# Oh nos!



## thekinetic (May 22, 2012)

Uh my tank has suddenly snails! And by that I mean snails that sprang up out o' nothing.

They're still babies so I can't tell what kind but there are 5!:shock:

Should I wait to see what they kind they are or destroy them?


----------



## Fabian (Dec 16, 2011)

Did you recently bought some plants?
I suggest you wait for some time and see.


----------



## Romad (Jun 28, 2009)

Yup - they usually hitch a ride on live plants. And snails aren't necessarily a bad thing. Just make sure not to overfeed to keep them to a minimum.


----------



## Laki (Aug 24, 2011)

A couple mmonths ago baby snails hitched in on live plants, I soaked the plants in tap water for a day and did a search with a light and got them all off. I wish I didn't now bc I obtained some with my assassin snails and keeping them in a separate tank and I LOVE THEM!! They're little suckers but they clean up algae real fast! (but they poop a lot) Mine are regular pondsnails but the other common plant hitcher is ramshorn. They shouldn't eat live plants, they'll consume the dead parts and you can supplement it with spinach/green lettuce or algae wafers. If they ever did become a problem you could pick up an assassin snail (they control other snail populations) or a clown loach.  Good luck! And don't rush in and kill them yet!


----------



## thekinetic (May 22, 2012)

Well I originally have a cabomba but removed it due to disease. But what gets me wondering is that they showed up shortly after I tried feeding my guy some live brine shrimp, which in the pet store was right beside a tank of live "mystery snails" aka apple snails.

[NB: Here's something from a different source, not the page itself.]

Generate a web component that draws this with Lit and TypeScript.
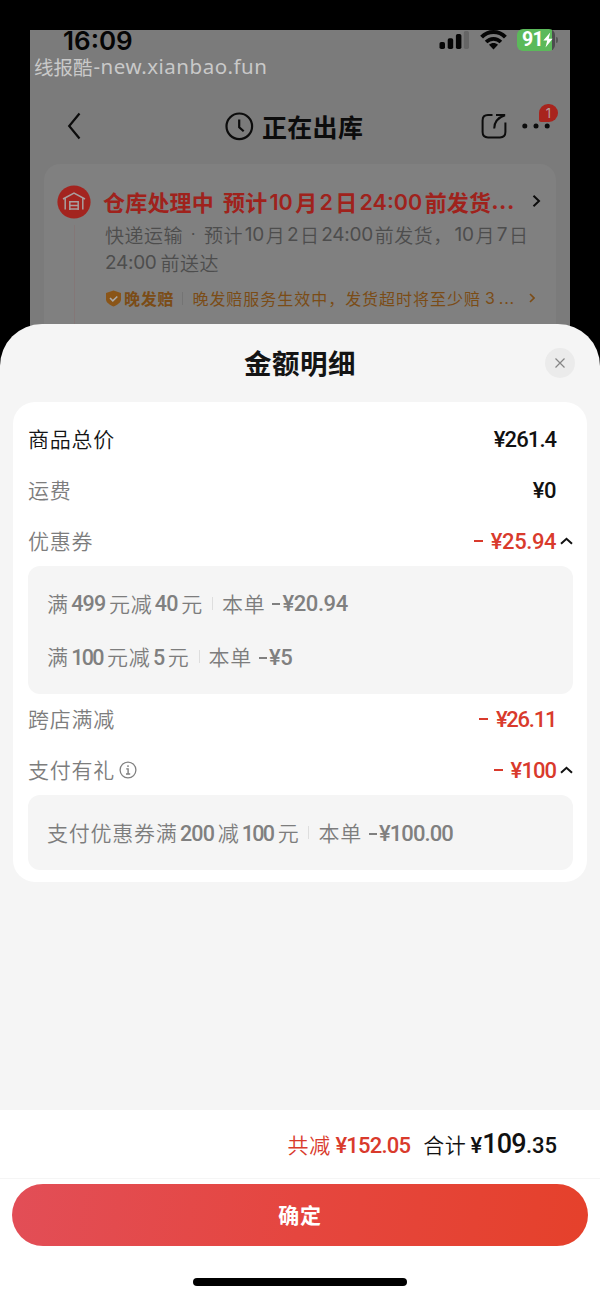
import { LitElement, html, css } from "lit";
import { customElement, property } from "lit/decorators.js";

const CJK = css`"Noto Sans CJK SC", sans-serif`;

@customElement("status-bar")
class StatusBar extends LitElement {
  static styles = css`
    :host { display: flex; height: 23px; align-items: flex-start; justify-content: space-between; padding: 0 12px 0 33px; }
    .time { font: 600 26px/21px Inter, sans-serif; letter-spacing: 0; color: #050505; }
    .icons { display: flex; align-items: flex-start; }
    svg { display: block; }
    .signal { margin-right: 11px; }
    .wifi { margin-right: 10.5px; }
    .battery { position: relative; display: flex; align-items: center; height: 22px; width: 41px; margin-top: -1px; }
    .fill { display: flex; width: 38px; height: 22px; border-radius: 6px; background: linear-gradient(90deg, #5bb95a 0 35px, #4c4c4e 35px); align-items: center; box-sizing: border-box; padding-left: 5px; font: 700 19.5px/22px "Roboto", sans-serif; letter-spacing: -0.8px; color: #fff; }
    .nub { width: 2px; height: 6px; margin-left: 1px; border-radius: 0 2px 2px 0; background: #555; flex: none; }
  `;
  render() {
    return html`
      <span class="time">16:09</span>
      <div class="icons">
        <svg class="signal" width="30" height="20" viewBox="0 0 30 20">
          <rect x="0.5" y="12" width="5.5" height="7" rx="1.8" fill="#050505" />
          <rect x="8.7" y="8.2" width="5.5" height="10.8" rx="1.8" fill="#050505" />
          <rect x="16.9" y="4" width="5.5" height="15" rx="1.8" fill="#050505" />
          <rect x="24.8" y="1" width="5.2" height="18" rx="1.8" fill="#666" />
        </svg>
        <svg class="wifi" width="27" height="20" viewBox="0 0 27 20">
          <g fill="none" stroke="#050505">
            <path d="M1.6 7.2C8.2 .4 18.8 .4 25.4 7.2" stroke-width="4" />
            <path d="M6.1 12.1C10.2 7.8 16.8 7.8 20.9 12.1" stroke-width="3.6" />
          </g>
          <path d="M9 14.8c2.6-2.3 6.4-2.3 9 0L13.5 19.6z" fill="#050505" />
        </svg>
        <div class="battery">
          <div class="fill">91<svg width="10" height="16" viewBox="0 0 10 16"><path d="M7.2 .5L.3 8.6h3.9L2.5 15.4 9.6 6.8H5.7z" fill="#fff" /></svg></div>
          <i class="nub"></i>
        </div>
      </div>
    `;
  }
}

@customElement("order-page")
class OrderPage extends LitElement {
  static styles = css`
    :host { display: flex; flex-direction: column; box-sizing: border-box; height: 312px; overflow: visible; background: #7b7b7b; font-family: ${CJK}; }
    svg { display: block; flex: none; }
    .mark { display: flex; height: 28px; padding: 0 0 0 4px; box-sizing: border-box; font: 400 19.5px/28px ${CJK}; color: #c9c9c9; white-space: nowrap; }
    .site { font: 400 20.5px/27px "Noto Sans", sans-serif; letter-spacing: 0.5px; margin-left: 1px; }
    .nav { display: grid; grid-template-columns: 195px 1fr 118px; height: 83px; padding-top: 9px; box-sizing: border-box; }
    .back { padding: 22px 0 0 37px; }
    .heading { display: flex; gap: 8px; height: 71px; align-items: center; font-weight: 700; font-size: 25px; letter-spacing: 0.3px; color: #0c0c0c; }
    .heading svg { margin-top: 2px; }
    .tools { display: flex; padding: 23px 0 0 29px; gap: 15px; }
    .more { position: relative; width: 30px; height: 26px; }
    .badge { position: absolute; left: 17px; top: -9px; width: 19px; height: 18px; border-radius: 9px 9px 9px 2px; background: #a8241d; color: #b5a09f; font: 400 13px/18px Inter, sans-serif; text-align: center; }
    .card { flex: 1; margin: 0 14px; border-radius: 16px 16px 0 0; background: #808080; display: grid; grid-template-columns: 59px 1fr; }
    .rail { display: flex; flex-direction: column; align-items: center; padding: 21px 0 0 1px; gap: 6px; }
    .line { flex: 1; width: 1px; background: #847777; }
    .body { padding: 21px 15px 0 0; min-width: 0; }
    .status, .sub, .late { display: flex; align-items: center; white-space: nowrap; }
    .status { height: 32px; margin-bottom: 4px; font: 700 22px/32px ${CJK}; color: #9f221c; }
    .status span { letter-spacing: 0.2px; }
    .status .n1 { font: 600 21.5px/32px Inter, sans-serif; letter-spacing: 0; margin: 0 2.5px 0 2px; padding-top: 1px; }
    .dots { margin-left: 1px; font-family: Inter, sans-serif; }
    .status .dots { letter-spacing: 0.5px; margin-left: 0; }
    .go { margin-left: auto; }
    .sub { height: 28px; padding-left: 2px; font: 350 19px/28px ${CJK}; color: #4d4d4d; letter-spacing: 0.5px; }
    .sub .n1 { font: 400 19px/28px Inter, sans-serif; letter-spacing: -0.3px; margin: 0 1.8px; }
    .sub .first { margin-left: 0; margin-right: 4px; }
    .mid { margin: 0 7.5px; font-family: Inter, sans-serif; }
    .late { margin-top: 9px; padding: 0 6px 0 2px; height: 24px; font-size: 16px; color: #7b4c16; letter-spacing: 0.97px; }
    .late b { font-weight: 700; margin-left: 2px; letter-spacing: 0.8px; }
    .bar { width: 1px; height: 13px; margin: 0 9px 0 8px; background: #747474; }
    .late .n1 { font: 400 16px/24px Inter, sans-serif; margin: 0 3px 0 4px; }
    .late .dots { letter-spacing: 0.8px; margin: 0; }
    .gap { margin-left: 9px; }
  `;
  render() {
    return html`
      <status-bar></status-bar>
      <div class="mark"><span>线报酷</span><span class="site">-new.xianbao.fun</span></div>
      <div class="nav">
        <div class="back"><svg width="15" height="28" viewBox="0 0 15 28"><path d="M12.5 1.5L2.2 14l10.3 12.5" fill="none" stroke="#0c0c0c" stroke-width="2.2" /></svg></div>
        <div class="heading">
          <svg width="29" height="29" viewBox="0 0 29 29"><circle cx="14.3" cy="14.3" r="12.8" fill="none" stroke="#0c0c0c" stroke-width="2.2" /><path d="M14.2 7.5v7.8l4.5 4" fill="none" stroke="#0c0c0c" stroke-width="2.2" /></svg>
          正在出库
        </div>
        <div class="tools">
          <svg width="26" height="26" viewBox="0 0 26 26"><path d="M11.5 2H7Q1.6 2 1.6 7.4V19Q1.6 24.4 7 24.4h12q5.4 0 5.4-5.4V9.5M15 2h9.2M24 2.2C17 4.5 13.2 9 13.2 15.5" fill="none" stroke="#0c0c0c" stroke-width="2" /></svg>
          <div class="more">
            <svg width="30" height="26" viewBox="0 0 30 26"><g fill="#0c0c0c"><circle cx="2.8" cy="13" r="2.5" /><circle cx="14" cy="13" r="2.5" /><circle cx="25.2" cy="13" r="2.5" /></g></svg>
            <span class="badge">1</span>
          </div>
        </div>
      </div>
      <div class="card">
        <div class="rail">
          <svg width="34" height="34" viewBox="0 0 34 34">
            <circle cx="17" cy="17" r="16.6" fill="#a3241f" />
            <path d="M6 14L17 8.2 28 14M8.2 13v11.5M25.8 13v11.5M12.8 25v-8.2h8.4V25M12.8 20.6h8.4M12.8 24.1h8.4" fill="none" stroke="#a99f9f" stroke-width="1.5" />
          </svg>
          <i class="line"></i>
        </div>
        <div class="body">
          <div class="status"><span>仓库处理中</span><span class="gap">预计</span><span class="n1">10</span><span>月</span><span class="n1">2</span><span>日</span><span class="n1">24:00</span><span>前发货</span><span class="dots">...</span>
            <svg class="go" width="9" height="14" viewBox="0 0 9 14"><path d="M1.5 1.8L7 7l-5.5 5.2" fill="none" stroke="#0c0c0c" stroke-width="2" /></svg>
          </div>
          <div class="sub"><span>快递运输</span><span class="mid">·</span><span>预计</span><span class="n1">10</span><span>月</span><span class="n1">2</span><span>日</span><span class="n1">24:00</span><span>前发货，</span><span class="n1">10</span><span>月</span><span class="n1">7</span><span>日</span></div>
          <div class="sub"><span class="n1 first">24:00</span><span>前送达</span></div>
          <div class="late">
            <svg width="17" height="17" viewBox="0 0 17 17"><path d="M8.5 .5L16 3v6.5c0 3-4 5.5-7.5 7C5 15 1 12.5 1 9.5V3z" fill="#8a5518" /><path d="M5 8l2.8 2.8L12.3 6.5" fill="none" stroke="#aaa" stroke-width="1.6" /></svg>
            <b>晚发赔</b><i class="bar"></i><span>晚发赔服务生效中，发货超时将至少赔</span><span class="n1">3</span><span class="dots">...</span>
            <svg class="go" width="6" height="10" viewBox="0 0 6 10"><path d="M1 1l4 4-4 4" fill="none" stroke="#7b4c16" stroke-width="1.6" /></svg>
          </div>
        </div>
      </div>
    `;
  }
}

interface Detail { rule: string[]; amount: string; }
interface Fee { label: string; amount: string; tone?: string; strong?: boolean; info?: boolean; details?: Detail[]; }

const FEES: Fee[] = [
  { label: "商品总价", amount: "¥261.4", strong: true },
  { label: "运费", amount: "¥0" },
  {
    label: "优惠券", amount: "¥25.94", tone: "minus",
    details: [
      { rule: ["满", "499", "元减", "40", "元"], amount: "¥20.94" },
      { rule: ["满", "100", "元减", "5", "元"], amount: "¥5" },
    ],
  },
  { label: "跨店满减", amount: "¥26.11", tone: "minus" },
  {
    label: "支付有礼", amount: "¥100", tone: "minus", info: true,
    details: [{ rule: ["支付优惠券满", "200", "减", "100", "元"], amount: "¥100.00" }],
  },
];

/** Runs containing the digit 1 are set tighter, since that digit is narrow. */
const numClass = (text: string) => (/^\d/.test(text) ? (text.includes("1") ? "num tight" : "num") : "");
const amountClass = (text: string) => (text.includes("11") ? "tighter" : text.includes("1") ? "tight" : "");

@customElement("fee-row")
class FeeRow extends LitElement {
  @property({ attribute: false }) fee!: Fee;
  static styles = css`
    :host { display: block; font: 350 21px/30px ${CJK}; letter-spacing: 0.75px; color: #7d7d7d; }
    svg { display: block; flex: none; }
    .row { display: flex; height: 50.67px; align-items: center; }
    .label { padding-bottom: 2px; }
    .strong { color: #141414; }
    .info { margin-left: 4px; }
    .amount { margin-left: auto; margin-right: 3.8px; padding-top: 2px; font: 500 22px/30px Roboto, sans-serif; letter-spacing: -0.4px; color: #111; display: flex; }
    .amount .tight { letter-spacing: -0.9px; }
    .amount .tighter { letter-spacing: -1.25px; }
    .amount.minus { color: #d93a2c; }
    .dash { display: flex; align-items: center; margin-right: 8px; }
    .amount .dash { padding-bottom: 2px; }
    .dash i { width: 9px; height: 2px; background: currentColor; }
    .caret { width: 13px; }
    .panel { box-sizing: border-box; padding: 10.5px 19px; border-radius: 12px; background: #f5f5f5; }
    .detail { display: flex; height: 53.5px; align-items: center; white-space: nowrap; }
    .detail > span:not(.num):not(.cut) { padding-bottom: 1px; }
    .detail .num { padding-top: 2px; font: 500 21.5px/30px Roboto, sans-serif; letter-spacing: -0.8px; margin: 0 3.5px 0 2.4px; color: #808080; }
    .detail .num.tight { letter-spacing: -1.7px; margin-right: 4.3px; }
    .bar { width: 1px; height: 13px; margin: 0 9px; background: #dedede; }
    .cut { display: flex; padding-top: 2px; font: 500 22px/30px Roboto, sans-serif; letter-spacing: -0.4px; margin-left: 7px; color: #808080; }
    .cut .tight { letter-spacing: -0.9px; }
    .cut .dash { margin-right: 2px; }
    .cut .dash i { width: 8px; }
  `;
  render() {
    const f = this.fee;
    return html`
      <div class="row">
        <span class="label ${f.strong ? "strong" : ""}">${f.label}</span>
        ${f.info ? html`<svg class="info" width="18" height="18" viewBox="0 0 18 18"><circle cx="9" cy="9" r="7.9" fill="none" stroke="#808080" stroke-width="1.3" /><path d="M9 4.3v1.8M7.2 7.9h1.9v5M7 13h4.2" fill="none" stroke="#808080" stroke-width="1.4" /></svg>` : ""}
        <span class="amount ${f.tone ?? ""}">${f.tone ? html`<span class="dash"><i></i></span>` : ""}<span class=${amountClass(f.amount)}>${f.amount}</span></span>
        <span class="caret">${f.details ? html`<svg width="13" height="8" viewBox="0 0 13 8"><path d="M1 6.8l5.5-5L12 6.8" fill="none" stroke="#111" stroke-width="2" /></svg>` : ""}</span>
      </div>
      ${f.details ? html`<div class="panel">${f.details.map((d) => html`
        <div class="detail">
          ${d.rule.map((part) => html`<span class=${numClass(part)}>${part}</span>`)}
          <i class="bar"></i><span>本单</span><span class="cut"><span class="dash"><i></i></span><span class=${amountClass(d.amount)}>${d.amount}</span></span>
        </div>`)}</div>` : ""}
    `;
  }
}

@customElement("app-root")
class AppRoot extends LitElement {
  static styles = css`
    :host { display: flex; flex-direction: column; width: 600px; height: 1298px; background: #000; font-family: ${CJK}; overflow: hidden; }
    svg { display: block; }
    .backdrop { height: 324px; padding: 30px 30px 0; box-sizing: border-box; flex: none; }
    .sheet { flex: 1; display: flex; flex-direction: column; background: #f5f5f5; border-radius: 42px 42px 0 0; z-index: 1; }
    .head { display: grid; grid-template-columns: 1fr auto 1fr; align-items: center; height: 78px; padding: 0 25px; box-sizing: border-box; flex: none; }
    .title { grid-column: 2; padding-bottom: 2px; font-weight: 700; font-size: 27.5px; line-height: 40px; letter-spacing: 0.5px; color: #141414; }
    .close { justify-self: end; width: 30px; height: 30px; border-radius: 50%; background: #ebebeb; display: grid; place-items: center; }
    .card { margin: 0 13px; padding: 12px 14px 12px 15px; background: #fff; border-radius: 22px; flex: none; }
    .foot { margin-top: auto; background: #fff; height: 188px; display: flex; flex-direction: column; flex: none; }
    .total { display: flex; justify-content: flex-end; align-items: baseline; height: 69px; line-height: 68px; box-sizing: border-box; padding-right: 43px; border-bottom: 1px solid #f5f5f5; font-size: 21px; font-weight: 350; letter-spacing: 0.7px; color: #111; }
    .cut { color: #d93a2c; margin-right: 13px; }
    .num { font-family: Roboto, sans-serif; font-weight: 500; font-size: 22px; letter-spacing: -0.8px; margin-left: 4.5px; }
    .sum { font-family: Roboto, sans-serif; font-weight: 500; font-size: 22px; letter-spacing: 0; margin-left: 4px; }
    .big { font-size: 27px; letter-spacing: -0.8px; }
    .ok { margin: 5px 12px 0; height: 62px; border: 0; border-radius: 31px; background: linear-gradient(100deg, #e24e57, #e5463f 50%, #e5412b); color: #fff; font: 600 21px/60px ${CJK}; letter-spacing: 0.7px; padding: 0 0 2px; }
    .home { width: 214px; height: 8px; border-radius: 4px; background: #000; margin: 32px auto 0; }
  `;
  render() {
    return html`
      <div class="backdrop"><order-page></order-page></div>
      <div class="sheet">
        <div class="head">
          <div class="title">金额明细</div>
          <div class="close"><svg width="12" height="12" viewBox="0 0 12 12"><path d="M1.5 1.5l9 9M10.5 1.5l-9 9" stroke="#858585" stroke-width="1.2" /></svg></div>
        </div>
        <div class="card">${FEES.map((fee) => html`<fee-row .fee=${fee}></fee-row>`)}</div>
        <div class="foot">
          <div class="total">
            <span class="cut">共减<span class="num">¥152.05</span></span>
            <span>合计</span><span class="sum">¥<span class="big">109</span>.35</span>
          </div>
          <button class="ok">确定</button>
          <div class="home"></div>
        </div>
      </div>
    `;
  }
}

So I don't know which they are.


----------



## Laki (Aug 24, 2011)

I think mystery snails get big like apple snails (I could be wrong) Can you show pics? 
Or can you say of they're like any of these?
http://www.google.ca/search?hl=en&p...urce=og&sa=N&tab=wi&ei=m13VT9zUDZC20QHenbmuAw <pond snail
http://www.google.ca/search?hl=en&p....,cf.osb&fp=333f05ce8e4d0762&biw=1280&bih=685 <ramshorns
http://www.google.ca/search?hl=en&p....,cf.osb&fp=333f05ce8e4d0762&biw=1280&bih=685 <mystery/apple. They're bigger and gendered, so they need 2 to reproduce


----------



## Olympia (Aug 25, 2011)

Woah Woah! No clown loaches! They like groups of at least 4, and unless you have room for 4 16 inch fish they are NOT the answer to your snail problem. 

Mystery snail eggs are pretty large, you probably would have noticed em, plus they lay their eggs out of water. Probably one of the smaller species mentioned above. 
_Posted via Mobile Device_


----------



## Laki (Aug 24, 2011)

Eep!! Sorry! Didn't know about the clownloach group thing. And I'm so naive, only ever seen small loaches, the size of cory catfish. 
And assassin snails stink like eggs after they eat.. -_-" they're messy.


----------



## thekinetic (May 22, 2012)

Aha one of them got big enough for me to see it's shell! They are without a doubt pond snails.

I might just keep them around as my little tank scrubbers!^_^


----------



## Laki (Aug 24, 2011)

Little poop machines! 3 pond snails cleaned my slimy algae covered driftwood in only 2-3 days I think. The poop was unbelievable! And smelly. But I love them anyway  They're little buggers.


----------